A major event was Twitter being bought by Elon Musk and the havoc that followed. With the launch of Twitter Blue, where subscribers pay for the blue tick on their profile to prove they are a verified account, came chaos with parody accounts popping up unchecked. The takeover brought into question the effectiveness of Twitter as a social platform, with businesses rescinding or decreasing their marketing efforts and ad revenue. This emphasises the need for a good communications department and a crisis management strategy, as well as the ability to adapt and manage changing climates.
Spotify Wrapped also came back in late November – personally, mine showed a diversifying music taste, with my habit of switching to instrumental music to aid in concentration and focus. Every year Spotify Wrapped tweaks their statistics, this year showing your Music Listening Personality, alongside the normal stats of top tracks, top artists, and total time spent streaming. These were shared across social media and people compared their stats with either pride or shame. This cultural movement highlights the need for data and tells of how it can inform marketing strategies.
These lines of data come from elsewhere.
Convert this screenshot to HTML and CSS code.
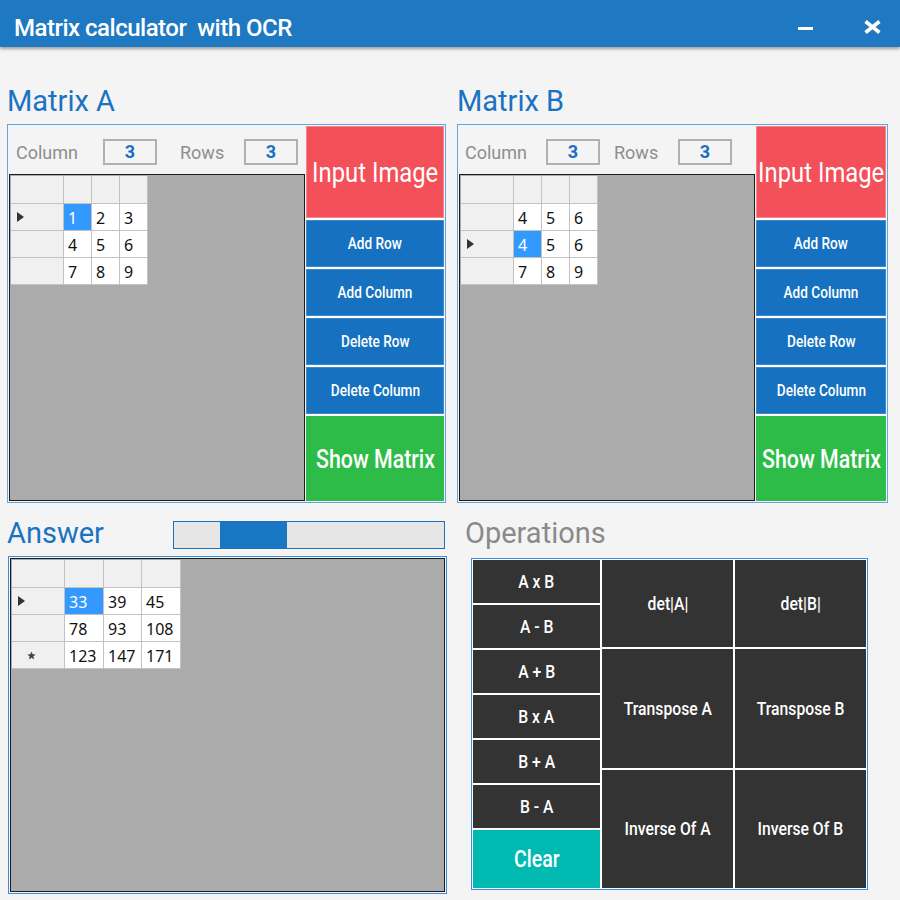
FILE: index.html
```html
<!DOCTYPE html>
<html>
<head>
<meta charset="utf-8">
<title>Matrix calculator with OCR</title>
<link rel="stylesheet" href="styles.css">
</head>
<body>
<header class="titlebar">
  <span class="title">Matrix calculator&nbsp; with OCR</span>
  <div class="win-controls">
    <span class="win-min"></span>
    <svg class="win-close" width="19" height="14" viewBox="0 0 19 14"><path d="M2.5 1.5 L16.5 12.5 M16.5 1.5 L2.5 12.5" stroke="#fff" stroke-width="3.6" stroke-linecap="butt"/></svg>
  </div>
</header>

<main class="main">
  <div class="top-row">
    <section class="matrix matrix-a">
      <h2 class="heading">Matrix A</h2>
      <div class="panel">
        <div class="panel-left">
          <div class="dims">
            <span class="dim-label lbl-col">Column</span><span class="dim-box">3</span>
            <span class="dim-label lbl-rows">Rows</span><span class="dim-box">3</span>
          </div>
          <div class="gridview">
            <div class="dgv dgv-small">
              <div class="hd"></div><div class="hd"></div><div class="hd"></div><div class="hd"></div>
              <div class="rh"><span class="arrow"></span></div><div class="c sel">1</div><div class="c">2</div><div class="c">3</div>
              <div class="rh"></div><div class="c">4</div><div class="c">5</div><div class="c">6</div>
              <div class="rh"></div><div class="c">7</div><div class="c">8</div><div class="c">9</div>
            </div>
          </div>
        </div>
        <div class="btn-col">
          <button class="btn btn-red btn-big"><span class="cond">Input Image</span></button>
          <button class="btn btn-blue btn-sm"><span class="cond">Add Row</span></button>
          <button class="btn btn-blue btn-sm"><span class="cond">Add Column</span></button>
          <button class="btn btn-blue btn-sm"><span class="cond">Delete Row</span></button>
          <button class="btn btn-blue btn-sm"><span class="cond">Delete Column</span></button>
          <button class="btn btn-green btn-show"><span class="cond">Show Matrix</span></button>
        </div>
      </div>
    </section>

    <section class="matrix matrix-b">
      <h2 class="heading">Matrix B</h2>
      <div class="panel">
        <div class="panel-left">
          <div class="dims">
            <span class="dim-label lbl-col">Column</span><span class="dim-box">3</span>
            <span class="dim-label lbl-rows">Rows</span><span class="dim-box">3</span>
          </div>
          <div class="gridview">
            <div class="dgv dgv-small">
              <div class="hd"></div><div class="hd"></div><div class="hd"></div><div class="hd"></div>
              <div class="rh"></div><div class="c">4</div><div class="c">5</div><div class="c">6</div>
              <div class="rh"><span class="arrow"></span></div><div class="c sel">4</div><div class="c">5</div><div class="c">6</div>
              <div class="rh"></div><div class="c">7</div><div class="c">8</div><div class="c">9</div>
            </div>
          </div>
        </div>
        <div class="btn-col">
          <button class="btn btn-red btn-big"><span class="cond">Input Image</span></button>
          <button class="btn btn-blue btn-sm"><span class="cond">Add Row</span></button>
          <button class="btn btn-blue btn-sm"><span class="cond">Add Column</span></button>
          <button class="btn btn-blue btn-sm"><span class="cond">Delete Row</span></button>
          <button class="btn btn-blue btn-sm"><span class="cond">Delete Column</span></button>
          <button class="btn btn-green btn-show"><span class="cond">Show Matrix</span></button>
        </div>
      </div>
    </section>
  </div>

  <div class="bottom-row">
    <section class="answer">
      <div class="answer-head">
        <h2 class="heading">Answer</h2>
        <div class="progress"><div class="progress-fill"></div></div>
      </div>
      <div class="answer-box">
        <div class="gridview answer-grid">
          <div class="dgv dgv-wide">
            <div class="hd"></div><div class="hd"></div><div class="hd"></div><div class="hd"></div>
            <div class="rh"><span class="arrow"></span></div><div class="c sel">33</div><div class="c">39</div><div class="c">45</div>
            <div class="rh"></div><div class="c">78</div><div class="c">93</div><div class="c">108</div>
            <div class="rh"><svg class="star" width="9" height="9" viewBox="0 0 10 10"><polygon points="5,0.5 6.3,3.6 9.6,3.8 7,6 7.9,9.4 5,7.6 2.1,9.4 3,6 0.4,3.8 3.7,3.6" fill="#444"/></svg></div><div class="c">123</div><div class="c">147</div><div class="c">171</div>
          </div>
        </div>
      </div>
    </section>

    <section class="operations">
      <h2 class="heading heading-grey">Operations</h2>
      <div class="ops-panel">
        <div class="ops-left">
          <button class="btn btn-dark btn-op"><span class="cond">A x B</span></button>
          <button class="btn btn-dark btn-op"><span class="cond">A - B</span></button>
          <button class="btn btn-dark btn-op"><span class="cond">A + B</span></button>
          <button class="btn btn-dark btn-op"><span class="cond">B x A</span></button>
          <button class="btn btn-dark btn-op"><span class="cond">B + A</span></button>
          <button class="btn btn-dark btn-op"><span class="cond">B - A</span></button>
          <button class="btn btn-teal btn-clear"><span class="cond">Clear</span></button>
        </div>
        <div class="ops-right">
          <button class="btn btn-dark btn-op"><span class="cond">det|A|</span></button>
          <button class="btn btn-dark btn-op"><span class="cond">det|B|</span></button>
          <button class="btn btn-dark btn-op"><span class="cond">Transpose A</span></button>
          <button class="btn btn-dark btn-op"><span class="cond">Transpose B</span></button>
          <button class="btn btn-dark btn-op"><span class="cond">Inverse Of A</span></button>
          <button class="btn btn-dark btn-op"><span class="cond">Inverse Of B</span></button>
        </div>
      </div>
    </section>
  </div>
</main>
</body>
</html>
```

FILE: styles.css
```css
* { box-sizing: border-box; }

html, body {
  margin: 0;
  padding: 0;
}

body {
  width: 900px;
  height: 900px;
  overflow: hidden;
  background: #f4f4f4;
  font-family: Roboto, "Noto Sans", sans-serif;
}

/* ---------- title bar ---------- */
.titlebar {
  height: 47px;
  background: #1e78c2;
  display: flex;
  justify-content: space-between;
  align-items: flex-start;
  padding: 13px 18px 0 14px;
  box-shadow: 0 2px 3px rgba(0, 0, 0, 0.35);
  position: relative;
  z-index: 1;
}

.title {
  color: #fff;
  font-size: 24px;
  line-height: 30px;
  font-weight: 500;
  letter-spacing: -0.5px;
}

.win-controls {
  display: flex;
  align-items: center;
  gap: 50px;
  padding-top: 7px;
}

.win-min {
  width: 15px;
  height: 3px;
  background: #fff;
  margin-top: 3px;
}

.win-close { display: block; }

/* ---------- main layout ---------- */
.main {
  padding: 37px 0 0 7px;
}

.top-row {
  display: flex;
  gap: 11px;
}

.heading {
  margin: 0 0 6px 0;
  font-size: 29px;
  line-height: 34px;
  font-weight: 400;
  color: #1a73c2;
}

.heading-grey { color: #8a8a8a; }

.matrix-a { width: 439px; }
.matrix-b { width: 431px; }

.panel {
  height: 379px;
  border: 1px solid #62a6df;
  padding: 1px;
  display: flex;
  gap: 1px;
}

.panel-left {
  flex: 1;
  display: flex;
  flex-direction: column;
}

.dims {
  height: 48px;
  display: flex;
  align-items: center;
  padding: 4px 0 0 7px;
}

.matrix-b .dims { padding-left: 6px; }

.dim-label {
  font-size: 18px;
  color: #8e8e8e;
}

.lbl-col { width: 87px; }
.lbl-rows { width: 64px; }
.matrix-b .lbl-col { width: 81px; }

.dim-box {
  width: 54px;
  height: 26px;
  border: 2px solid #b0b0b0;
  background: #f4f4f4;
  color: #1a6fc4;
  font-weight: 700;
  font-size: 18px;
  line-height: 22px;
  text-align: center;
}

.lbl-col + .dim-box { margin-right: 23px; }
.matrix-b .lbl-col + .dim-box { margin-right: 14px; }

/* ---------- data grid ---------- */
.gridview {
  flex: 1;
  border: 1px solid #1c1c1c;
  padding: 1px;
  background: #ababab;
  display: flex;
  align-items: flex-start;
}

.dgv {
  display: grid;
  gap: 1px;
  background: #c2c2c2;
  padding: 0 1px 1px 0;
  font-family: "Noto Sans", "Liberation Sans", sans-serif;
  font-size: 16px;
  color: #111;
}

.dgv-small {
  grid-template-columns: 52px repeat(3, 27px);
  grid-template-rows: 27px repeat(3, 26px);
}

.dgv-wide {
  grid-template-columns: 52px 38px 37px 38px;
  grid-template-rows: 27px repeat(3, 26px);
}

.hd, .rh { background: #f0f0f0; }

.rh {
  display: flex;
  align-items: center;
  padding-left: 6px;
}

.arrow {
  width: 0;
  height: 0;
  border-left: 7px solid #333;
  border-top: 5px solid transparent;
  border-bottom: 5px solid transparent;
}

.star { margin-left: 9px; }

.c {
  background: #fff;
  padding: 2px 0 0 4px;
  line-height: 24px;
}

.c.sel {
  background: #3399ff;
  color: #fff;
}

/* ---------- buttons ---------- */
.btn {
  border: none;
  margin: 0;
  padding: 0;
  color: #fff;
  font-family: Roboto, "Noto Sans", sans-serif;
  display: flex;
  align-items: center;
  justify-content: center;
  white-space: nowrap;
}

.cond {
  display: inline-block;
  transform: scaleX(0.85);
}

.btn-col {
  width: 138px;
  display: flex;
  flex-direction: column;
  gap: 2px;
  background: #fff;
}

.matrix-b .btn-col { width: 130px; }

.btn-red {
  background: #f4505a;
  box-shadow: inset 0 0 0 1px #f7838a;
}

.btn-blue {
  background: #1672c0;
  box-shadow: inset 0 0 0 1px #3b88cc;
}

.btn-green {
  background: #2ebc49;
}

.btn-dark { background: #333333; }
.btn-teal { background: #00b9b1; }

.btn-big {
  height: 92px;
  font-size: 28px;
}

.btn-sm {
  height: 47px;
  font-size: 16px;
  font-weight: 500;
}

.btn-show {
  flex: 1;
  font-size: 26px;
  font-weight: 500;
}

.btn-show .cond { transform: scaleX(0.82); }

/* ---------- bottom row ---------- */
.bottom-row {
  display: flex;
  margin-top: 13px;
}

.answer { width: 440px; }

.answer-head {
  display: flex;
  align-items: flex-start;
  height: 34px;
  margin-bottom: 6px;
}

.answer-head .heading { margin-bottom: 0; }

.progress {
  margin: 5px 2px 0 auto;
  width: 272px;
  height: 28px;
  border: 1px solid #1a73c0;
  background: #e6e6e6;
  display: flex;
}

.progress-fill {
  margin-left: 46px;
  width: 67px;
  background: #1976c2;
}

.answer-box {
  margin-left: 1px;
  width: 439px;
  height: 338px;
  border: 1px solid #3b8ede;
  padding: 1px;
  display: flex;
}

.answer-grid { height: 100%; }

.operations {
  margin-left: 17px;
}

.operations .heading { margin: 0 0 8px 1px; }

.ops-panel {
  margin-left: 7px;
  width: 397px;
  height: 332px;
  border: 1px solid #3b8ede;
  background: #fff;
  padding: 1px;
  display: flex;
  gap: 2px;
}

.ops-left {
  width: 127px;
  display: flex;
  flex-direction: column;
  gap: 2px;
}

.ops-left .btn-op { height: 43px; }

.btn-op {
  font-size: 18.5px;
  font-weight: 500;
}

.btn-clear {
  flex: 1;
  font-size: 23px;
  font-weight: 500;
}

.ops-right {
  flex: 1;
  display: grid;
  grid-template-columns: 131px 131px;
  grid-template-rows: 87px 119px 118px;
  gap: 2px;
}
```
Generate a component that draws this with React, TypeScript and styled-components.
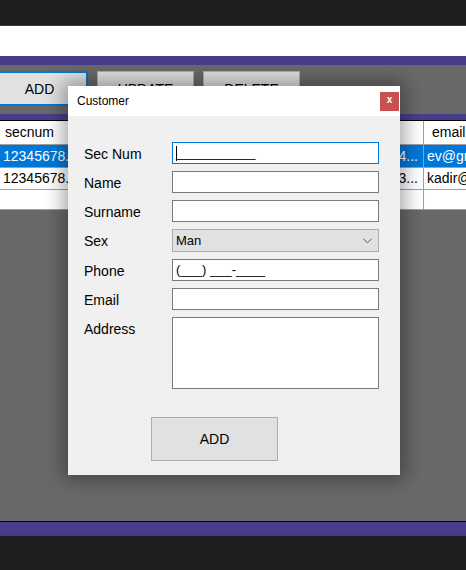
import React from "react";
import styled, { createGlobalStyle } from "styled-components";

const Global = createGlobalStyle`
  html, body { margin: 0; padding: 0; background: #1e1e1e; }
  body { font-family: "Liberation Sans", Arial, sans-serif; }
  * { box-sizing: border-box; }
`;

const Screen = styled.div`
  position: relative;
  width: 466px;
  height: 570px;
  overflow: hidden;
  display: flex;
  flex-direction: column;
  background: #1e1e1e;
`;

const TopBar = styled.div`
  height: 26px;
  flex: none;
  background: #1e1e1e;
  border-bottom: 1px solid #3a3a3a;
`;

const WhiteStrip = styled.div`
  height: 30px;
  flex: none;
  background: #ffffff;
`;

const PurpleStrip = styled.div<{ $h: number; $top?: string; $bottom?: string }>`
  height: ${(p) => p.$h}px;
  flex: none;
  background: #483d8b;
  border-top: ${(p) => p.$top ?? "none"};
  border-bottom: ${(p) => p.$bottom ?? "none"};
`;

const Toolbar = styled.div`
  height: 49px;
  flex: none;
  background: #696969;
  display: flex;
  gap: 9px;
  padding: 6px 0 0 0;
  margin-left: -9px;
`;

const ToolButton = styled.div<{ $active?: boolean }>`
  width: 97px;
  height: 35px;
  background: #e1e1e1;
  border: ${(p) => (p.$active ? "2px solid #0078d7" : "1px solid #adadad")};
  display: flex;
  align-items: center;
  justify-content: center;
  font-size: 14px;
  color: #000;
`;

const Grid = styled.div`
  flex: none;
  background: #fff;
  display: grid;
  grid-template-columns: 83px 100px 100px 58px 83px 100px;
  width: 524px;
`;

const Cell = styled.div<{ $sel?: boolean; $h: number }>`
  height: ${(p) => p.$h}px;
  line-height: ${(p) => p.$h - 1}px;
  padding: 0 3px;
  font-size: 14px;
  color: ${(p) => (p.$sel ? "#fff" : "#000")};
  background: ${(p) => (p.$sel ? "#0078d7" : "#fff")};
  border-right: 1px solid #a0a0a0;
  border-bottom: 1px solid #a0a0a0;
  white-space: nowrap;
  overflow: hidden;
`;

const HeadCell = styled(Cell)<{ $pad: number }>`
  padding: 0 ${(p) => p.$pad}px;
`;

const Filler = styled.div`
  flex: 1;
  background: #696969;
`;

const Dark = styled.div`
  height: 35px;
  flex: none;
  background: #1e1e1e;
  border-top: 1px solid #444;
`;

const Dialog = styled.div`
  position: absolute;
  left: 68px;
  top: 86px;
  width: 332px;
  height: 389px;
  background: #f0f0f0;
  box-shadow: 0 0 18px 5px rgba(0, 0, 0, 0.35);
  display: flex;
  flex-direction: column;
`;

const TitleBar = styled.div`
  height: 30px;
  flex: none;
  background: #fff;
  display: flex;
  align-items: center;
  justify-content: space-between;
  padding: 0 1px 0 9px;
  font-size: 12px;
  color: #000;
`;

const CloseBtn = styled.div`
  width: 19px;
  height: 19px;
  background: #c75050;
  color: #fff;
  font-size: 10px;
  font-weight: bold;
  display: flex;
  align-items: center;
  justify-content: center;
  line-height: 1;
  padding-bottom: 2px;
`;

const Form = styled.div`
  display: grid;
  grid-template-columns: 88px 207px;
  row-gap: 7px;
  padding: 26px 0 0 16px;
  align-items: start;
`;

const Label = styled.div`
  font-size: 14px;
  line-height: 22px;
  height: 22px;
  padding-top: 1px;
  color: #000;
`;

const Input = styled.div<{ $focus?: boolean; $h?: number }>`
  height: ${(p) => p.$h ?? 22}px;
  background: #fff;
  border: 1px solid ${(p) => (p.$focus ? "#0078d7" : "#7a7a7a")};
  font-size: 13px;
  line-height: 20px;
  padding: 0 3px;
  color: #000;
  white-space: pre;
  display: flex;
  align-items: center;
`;

const Caret = styled.span`
  display: inline-block;
  width: 1px;
  height: 15px;
  background: #000;
  margin-right: -1px;
`;

const Select = styled.div`
  height: 23px;
  background: #e1e1e1;
  border: 1px solid #adadad;
  font-size: 13px;
  padding: 0 6px 0 3px;
  display: flex;
  align-items: center;
  justify-content: space-between;
  color: #000;
`;

const Footer = styled.div`
  display: flex;
  padding: 28px 0 0 83px;
`;

const DialogButton = styled.div`
  width: 127px;
  height: 44px;
  background: #e1e1e1;
  border: 1px solid #adadad;
  display: flex;
  align-items: center;
  justify-content: center;
  font-size: 14px;
  color: #000;
`;

const rows = [
  ["12345678...", "Ev", "Sahibi", "Man", "05321234...", "ev@gmail.com"],
  ["12345678...", "Kadir", "Yilmaz", "Man", "05439873...", "kadir@gmail.com"],
];

const headers: [string, number][] = [
  ["secnum", 5],
  ["name", 6],
  ["surname", 6],
  ["sex", 6],
  ["phone", 6],
  ["email", 8],
];

export default function App() {
  return (
    <>
      <Global />
      <Screen>
        <TopBar />
        <WhiteStrip />
        <PurpleStrip $h={9} />
        <Toolbar>
          <ToolButton $active>ADD</ToolButton>
          <ToolButton>UPDATE</ToolButton>
          <ToolButton>DELETE</ToolButton>
        </Toolbar>
        <PurpleStrip $h={7} $bottom="1px solid #000" />
        <Grid>
          {headers.map(([h, pad]) => (
            <HeadCell key={h} $h={24} $pad={pad}>
              {h}
            </HeadCell>
          ))}
          {rows.map((r, i) =>
            r.map((c, j) => (
              <Cell key={`${i}-${j}`} $h={i === 0 ? 23 : 22} $sel={i === 0}>
                {c}
              </Cell>
            ))
          )}
          {headers.map(([h]) => (
            <Cell key={`e-${h}`} $h={20} />
          ))}
        </Grid>
        <Filler />
        <PurpleStrip $h={14} $top="1px solid #000" />
        <Dark />

        <Dialog>
          <TitleBar>
            <span>Customer</span>
            <CloseBtn>x</CloseBtn>
          </TitleBar>
          <Form>
            <Label>Sec Num</Label>
            <Input $focus>
              <Caret />
              {"___________"}
            </Input>
            <Label>Name</Label>
            <Input />
            <Label>Surname</Label>
            <Input />
            <Label>Sex</Label>
            <Select>
              <span>Man</span>
              <svg width="9" height="6" viewBox="0 0 9 6">
                <path d="M0.5 0.8 L4.5 4.8 L8.5 0.8" fill="none" stroke="#555" strokeWidth="1" />
              </svg>
            </Select>
            <Label>Phone</Label>
            <Input>{"(___) ___-____"}</Input>
            <Label>Email</Label>
            <Input />
            <Label>Address</Label>
            <Input $h={72} />
          </Form>
          <Footer>
            <DialogButton>ADD</DialogButton>
          </Footer>
        </Dialog>
      </Screen>
    </>
  );
}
There are also a few marketing trends that could make an impact in 2023. The power engine that is video content is still ticking, especially with platforms pushing short video content (Instagram Reels and YouTube Shorts for example). Customer service over social media is also making an impact, with HubSpot finding that nearly 25% of Millennials have contacted a brand’s social media channel in the last three months. Social responsibility, ethics, and transparency also matter to the modern consumer. Customers now want companies to show how their data is being used, and to use their publicity to advocate for social issues. So, that is 2022 in a brief nutshell. I have missed some moments out – for example, the drama around the production of the film Don’t you Worry Darling, and the trend of saying Taylor Swift’s lyrics like, ‘It’s me, hi, I’m the problem, it’s me’. But that is another year been and gone. Compared to 2021, there have been some changes, even though some headlines still read like pre-apocalyptic improv sketches. 2022 may have been a wild year but now let us turn our attention to what 2023 may have in store for us.